> [COLLECTED MATERIAL]:

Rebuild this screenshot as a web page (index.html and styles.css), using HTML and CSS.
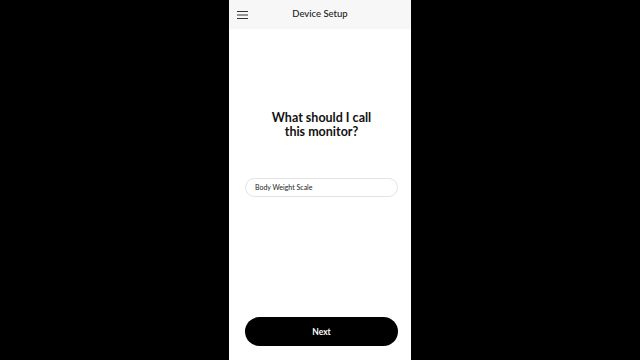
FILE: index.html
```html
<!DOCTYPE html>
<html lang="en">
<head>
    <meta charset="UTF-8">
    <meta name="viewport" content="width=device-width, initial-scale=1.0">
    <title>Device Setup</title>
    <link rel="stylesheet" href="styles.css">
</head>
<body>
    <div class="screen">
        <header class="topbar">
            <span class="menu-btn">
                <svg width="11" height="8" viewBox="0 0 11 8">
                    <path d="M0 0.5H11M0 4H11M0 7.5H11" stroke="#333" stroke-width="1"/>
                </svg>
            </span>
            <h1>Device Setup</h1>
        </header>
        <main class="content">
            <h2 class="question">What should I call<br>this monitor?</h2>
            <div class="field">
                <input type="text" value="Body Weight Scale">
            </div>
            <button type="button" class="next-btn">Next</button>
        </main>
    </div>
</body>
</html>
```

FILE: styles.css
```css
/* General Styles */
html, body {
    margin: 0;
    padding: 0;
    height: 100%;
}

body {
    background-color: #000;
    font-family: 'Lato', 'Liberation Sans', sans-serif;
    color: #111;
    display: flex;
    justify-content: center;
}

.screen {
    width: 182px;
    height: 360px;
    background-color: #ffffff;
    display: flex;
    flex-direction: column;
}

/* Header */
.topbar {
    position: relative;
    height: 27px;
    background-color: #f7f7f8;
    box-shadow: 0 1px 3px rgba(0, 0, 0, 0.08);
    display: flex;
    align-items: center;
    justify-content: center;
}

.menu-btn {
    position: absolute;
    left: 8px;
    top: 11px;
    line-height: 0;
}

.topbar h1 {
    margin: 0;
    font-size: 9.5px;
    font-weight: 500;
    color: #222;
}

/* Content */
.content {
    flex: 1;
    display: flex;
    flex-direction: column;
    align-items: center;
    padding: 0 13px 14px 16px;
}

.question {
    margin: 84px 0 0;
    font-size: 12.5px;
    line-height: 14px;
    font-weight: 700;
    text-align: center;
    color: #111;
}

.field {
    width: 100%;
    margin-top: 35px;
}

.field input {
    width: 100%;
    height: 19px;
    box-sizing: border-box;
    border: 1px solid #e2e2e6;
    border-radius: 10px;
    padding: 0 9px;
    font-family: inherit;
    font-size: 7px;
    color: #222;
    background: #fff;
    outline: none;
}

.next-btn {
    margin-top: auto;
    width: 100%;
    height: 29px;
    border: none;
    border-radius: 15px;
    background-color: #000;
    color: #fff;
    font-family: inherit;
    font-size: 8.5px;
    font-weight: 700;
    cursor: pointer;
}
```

> [WRITTEN PROBLEM]:
Reproduce every line precisely as given, omitting all pictures.

> [EXERCISE ANSWER]:
Rebuild this screenshot as a web page (index.html and styles.css), using HTML and CSS.
FILE: index.html
```html
<!DOCTYPE html>
<html lang="en">
<head>
    <meta charset="UTF-8">
    <meta name="viewport" content="width=device-width, initial-scale=1.0">
    <title>Device Setup</title>
    <link rel="stylesheet" href="styles.css">
</head>
<body>
    <div class="screen">
        <header class="topbar">
            <span class="menu-btn">
                <svg width="11" height="8" viewBox="0 0 11 8">
                    <path d="M0 0.5H11M0 4H11M0 7.5H11" stroke="#333" stroke-width="1"/>
                </svg>
            </span>
            <h1>Device Setup</h1>
        </header>
        <main class="content">
            <h2 class="question">What should I call<br>this monitor?</h2>
            <div class="field">
                <input type="text" value="Body Weight Scale">
            </div>
            <button type="button" class="next-btn">Next</button>
        </main>
    </div>
</body>
</html>
```

FILE: styles.css
```css
/* General Styles */
html, body {
    margin: 0;
    padding: 0;
    height: 100%;
}

body {
    background-color: #000;
    font-family: 'Lato', 'Liberation Sans', sans-serif;
    color: #111;
    display: flex;
    justify-content: center;
}

.screen {
    width: 182px;
    height: 360px;
    background-color: #ffffff;
    display: flex;
    flex-direction: column;
}

/* Header */
.topbar {
    position: relative;
    height: 27px;
    background-color: #f7f7f8;
    box-shadow: 0 1px 3px rgba(0, 0, 0, 0.08);
    display: flex;
    align-items: center;
    justify-content: center;
}

.menu-btn {
    position: absolute;
    left: 8px;
    top: 11px;
    line-height: 0;
}

.topbar h1 {
    margin: 0;
    font-size: 9.5px;
    font-weight: 500;
    color: #222;
}

/* Content */
.content {
    flex: 1;
    display: flex;
    flex-direction: column;
    align-items: center;
    padding: 0 13px 14px 16px;
}

.question {
    margin: 84px 0 0;
    font-size: 12.5px;
    line-height: 14px;
    font-weight: 700;
    text-align: center;
    color: #111;
}

.field {
    width: 100%;
    margin-top: 35px;
}

.field input {
    width: 100%;
    height: 19px;
    box-sizing: border-box;
    border: 1px solid #e2e2e6;
    border-radius: 10px;
    padding: 0 9px;
    font-family: inherit;
    font-size: 7px;
    color: #222;
    background: #fff;
    outline: none;
}

.next-btn {
    margin-top: auto;
    width: 100%;
    height: 29px;
    border: none;
    border-radius: 15px;
    background-color: #000;
    color: #fff;
    font-family: inherit;
    font-size: 8.5px;
    font-weight: 700;
    cursor: pointer;
}
```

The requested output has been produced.